**Exercise instructions**
Quote every line of the data below as it stands, omitting pictures.

**Supplied data**
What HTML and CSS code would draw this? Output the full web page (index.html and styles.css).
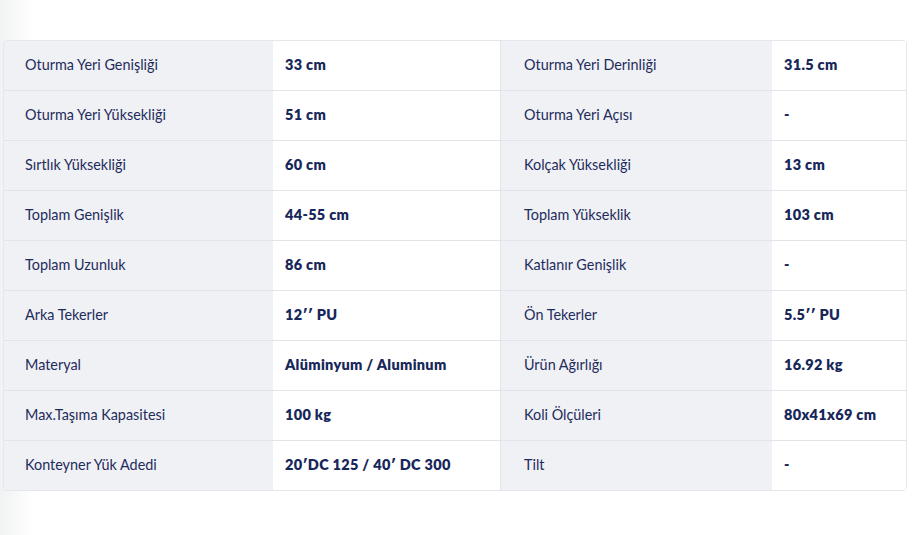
FILE: index.html
```html
<!DOCTYPE html>
<html lang="tr">
<head>
<meta charset="utf-8">
<title>Teknik Özellikler</title>
<link rel="stylesheet" href="styles.css">
</head>
<body>
<div class="shade"></div>
<div class="specs">
  <div class="row">
    <div class="cell label">Oturma Yeri Genişliği</div>
    <div class="cell value">33 cm</div>
    <div class="cell label label2">Oturma Yeri Derinliği</div>
    <div class="cell value">31.5 cm</div>
  </div>
  <div class="row">
    <div class="cell label">Oturma Yeri Yüksekliği</div>
    <div class="cell value">51 cm</div>
    <div class="cell label label2">Oturma Yeri Açısı</div>
    <div class="cell value">-</div>
  </div>
  <div class="row">
    <div class="cell label">Sırtlık Yüksekliği</div>
    <div class="cell value">60 cm</div>
    <div class="cell label label2">Kolçak Yüksekliği</div>
    <div class="cell value">13 cm</div>
  </div>
  <div class="row">
    <div class="cell label">Toplam Genişlik</div>
    <div class="cell value">44-55 cm</div>
    <div class="cell label label2">Toplam Yükseklik</div>
    <div class="cell value">103 cm</div>
  </div>
  <div class="row">
    <div class="cell label">Toplam Uzunluk</div>
    <div class="cell value">86 cm</div>
    <div class="cell label label2">Katlanır Genişlik</div>
    <div class="cell value">-</div>
  </div>
  <div class="row">
    <div class="cell label">Arka Tekerler</div>
    <div class="cell value">12′′ PU</div>
    <div class="cell label label2">Ön Tekerler</div>
    <div class="cell value">5.5′′ PU</div>
  </div>
  <div class="row">
    <div class="cell label">Materyal</div>
    <div class="cell value">Alüminyum / Aluminum</div>
    <div class="cell label label2">Ürün Ağırlığı</div>
    <div class="cell value">16.92 kg</div>
  </div>
  <div class="row">
    <div class="cell label">Max.Taşıma Kapasitesi</div>
    <div class="cell value">100 kg</div>
    <div class="cell label label2">Koli Ölçüleri</div>
    <div class="cell value">80x41x69 cm</div>
  </div>
  <div class="row">
    <div class="cell label">Konteyner Yük Adedi</div>
    <div class="cell value">20′DC 125 / 40′ DC 300</div>
    <div class="cell label label2">Tilt</div>
    <div class="cell value">-</div>
  </div>
</div>
</body>
</html>
```
FILE: styles.css
```css
html, body {
  margin: 0;
  padding: 0;
  background: #ffffff;
}
body {
  font-family: Lato, "Liberation Sans", sans-serif;
  color: #1c2a5a;
  padding: 40px 0 0 3px;
  position: relative;
  min-height: 535px;
  box-sizing: border-box;
}
.shade {
  position: absolute;
  left: 0;
  top: 0;
  bottom: 0;
  width: 34px;
  background: linear-gradient(to right, #f1f2f3, rgba(255,255,255,0));
  z-index: 0;
}
.specs {
  position: relative;
  z-index: 1;
  width: 904px;
  border: 1px solid #e6e7ed;
  border-radius: 4px;
  overflow: hidden;
  box-sizing: border-box;
  background: #fff;
}
.row {
  display: grid;
  grid-template-columns: 269px 227px 272px 1fr;
  height: 50px;
  border-top: 1px solid #e3e4ea;
  box-sizing: border-box;
}
.row:first-child {
  border-top: none;
  height: 49px;
}
.cell {
  display: flex;
  align-items: center;
  font-size: 14px;
  padding-bottom: 2px;
}
.label {
  background: #f0f1f5;
  padding-left: 21px;
  color: #1e2c5c;
  font-size: 14.4px;
}
.label2 {
  border-left: 1px solid #e3e4ea;
  padding-left: 23px;
}
.value {
  background: #fff;
  padding-left: 12px;
  font-weight: 800;
  color: #17275a;
  font-size: 14.5px;
  letter-spacing: 0.3px;
}
```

**Answer to this task**
What HTML and CSS code would draw this? Output the full web page (index.html and styles.css).
FILE: index.html
```html
<!DOCTYPE html>
<html lang="tr">
<head>
<meta charset="utf-8">
<title>Teknik Özellikler</title>
<link rel="stylesheet" href="styles.css">
</head>
<body>
<div class="shade"></div>
<div class="specs">
  <div class="row">
    <div class="cell label">Oturma Yeri Genişliği</div>
    <div class="cell value">33 cm</div>
    <div class="cell label label2">Oturma Yeri Derinliği</div>
    <div class="cell value">31.5 cm</div>
  </div>
  <div class="row">
    <div class="cell label">Oturma Yeri Yüksekliği</div>
    <div class="cell value">51 cm</div>
    <div class="cell label label2">Oturma Yeri Açısı</div>
    <div class="cell value">-</div>
  </div>
  <div class="row">
    <div class="cell label">Sırtlık Yüksekliği</div>
    <div class="cell value">60 cm</div>
    <div class="cell label label2">Kolçak Yüksekliği</div>
    <div class="cell value">13 cm</div>
  </div>
  <div class="row">
    <div class="cell label">Toplam Genişlik</div>
    <div class="cell value">44-55 cm</div>
    <div class="cell label label2">Toplam Yükseklik</div>
    <div class="cell value">103 cm</div>
  </div>
  <div class="row">
    <div class="cell label">Toplam Uzunluk</div>
    <div class="cell value">86 cm</div>
    <div class="cell label label2">Katlanır Genişlik</div>
    <div class="cell value">-</div>
  </div>
  <div class="row">
    <div class="cell label">Arka Tekerler</div>
    <div class="cell value">12′′ PU</div>
    <div class="cell label label2">Ön Tekerler</div>
    <div class="cell value">5.5′′ PU</div>
  </div>
  <div class="row">
    <div class="cell label">Materyal</div>
    <div class="cell value">Alüminyum / Aluminum</div>
    <div class="cell label label2">Ürün Ağırlığı</div>
    <div class="cell value">16.92 kg</div>
  </div>
  <div class="row">
    <div class="cell label">Max.Taşıma Kapasitesi</div>
    <div class="cell value">100 kg</div>
    <div class="cell label label2">Koli Ölçüleri</div>
    <div class="cell value">80x41x69 cm</div>
  </div>
  <div class="row">
    <div class="cell label">Konteyner Yük Adedi</div>
    <div class="cell value">20′DC 125 / 40′ DC 300</div>
    <div class="cell label label2">Tilt</div>
    <div class="cell value">-</div>
  </div>
</div>
</body>
</html>
```
FILE: styles.css
```css
html, body {
  margin: 0;
  padding: 0;
  background: #ffffff;
}
body {
  font-family: Lato, "Liberation Sans", sans-serif;
  color: #1c2a5a;
  padding: 40px 0 0 3px;
  position: relative;
  min-height: 535px;
  box-sizing: border-box;
}
.shade {
  position: absolute;
  left: 0;
  top: 0;
  bottom: 0;
  width: 34px;
  background: linear-gradient(to right, #f1f2f3, rgba(255,255,255,0));
  z-index: 0;
}
.specs {
  position: relative;
  z-index: 1;
  width: 904px;
  border: 1px solid #e6e7ed;
  border-radius: 4px;
  overflow: hidden;
  box-sizing: border-box;
  background: #fff;
}
.row {
  display: grid;
  grid-template-columns: 269px 227px 272px 1fr;
  height: 50px;
  border-top: 1px solid #e3e4ea;
  box-sizing: border-box;
}
.row:first-child {
  border-top: none;
  height: 49px;
}
.cell {
  display: flex;
  align-items: center;
  font-size: 14px;
  padding-bottom: 2px;
}
.label {
  background: #f0f1f5;
  padding-left: 21px;
  color: #1e2c5c;
  font-size: 14.4px;
}
.label2 {
  border-left: 1px solid #e3e4ea;
  padding-left: 23px;
}
.value {
  background: #fff;
  padding-left: 12px;
  font-weight: 800;
  color: #17275a;
  font-size: 14.5px;
  letter-spacing: 0.3px;
}
```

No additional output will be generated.